Transverse ac Driven and Geometric Ratchet Effects for Vortices in Conformal Crystal Pinning Arrays

TL;DR

This paper demonstrates a novel transverse ratchet effect for vortices in conformal crystal arrays, driven by ac or dc forces, with the effect arising from non-Gaussian velocity fluctuations and showing reversals based on system parameters.

Contribution

It introduces a new type of transverse ratchet effect driven by non-Gaussian fluctuations in conformal arrays, distinct from previous mechanisms.

Findings

Transverse ratchet effect is more pronounced in conformal arrays.

Reversals in ratchet direction occur with changing parameters.

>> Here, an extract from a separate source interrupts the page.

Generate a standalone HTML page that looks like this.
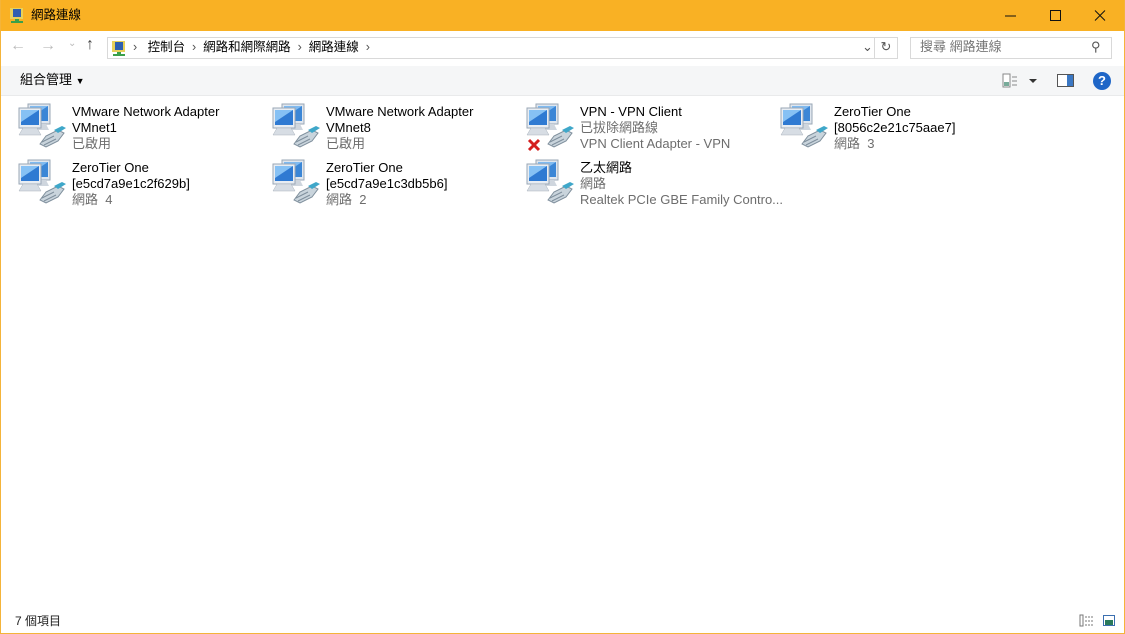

Drift ratchet outperforms ac ratchet in efficiency.

Abstract

With a series of conformal arrays it is possible to create asymmetric substrates, and it was previously shown that when an ac drive is applied parallel to the asymmetry direction, a pronounced ratchet effect occurs with a net dc flow of vortices in the same direction as the ac drive. Here we show that when the ac drive is applied perpendicular to the substrate asymmetry direction, it is possible to realize a transverse ratchet effect where a net dc flow of vortices is generated perpendicular to the ac drive. The conformal transverse ratchet effect is distinct from previous versions of transverse ratchets in that it occurs due to the generation of non-Gaussian transverse vortex velocity fluctuations by the plastic motion of vortices, so that the system behaves as a noise correlation ratchet. The transverse ratchet effect is much more pronounced in the conformal arrays than in random gradient arrays, and is absent in square gradient arrays due the different nature of the vortex flow in each geometry. We show that a series of reversals can occur in the transverse ratchet effect due to changes in the vortex flow across the pinning gradient as a function of vortex filling, pinning strength, and ac amplitude. We also consider the case where a dc drive applied perpendicular to the substrate asymmetry direction generates a net flow of vortices perpendicular to the dc drive, producing a geometric or drift ratchet that arises due to non-Gaussian dynamically generated fluctuations. The drift ratchet is more efficient than the ac driven ratchet and also exhibits a series of reversals for varied parameters. Our results should be general to a wide class of systems undergoing nonequilibrium dynamics on conformal substrates, such as colloidal particles on optical traps.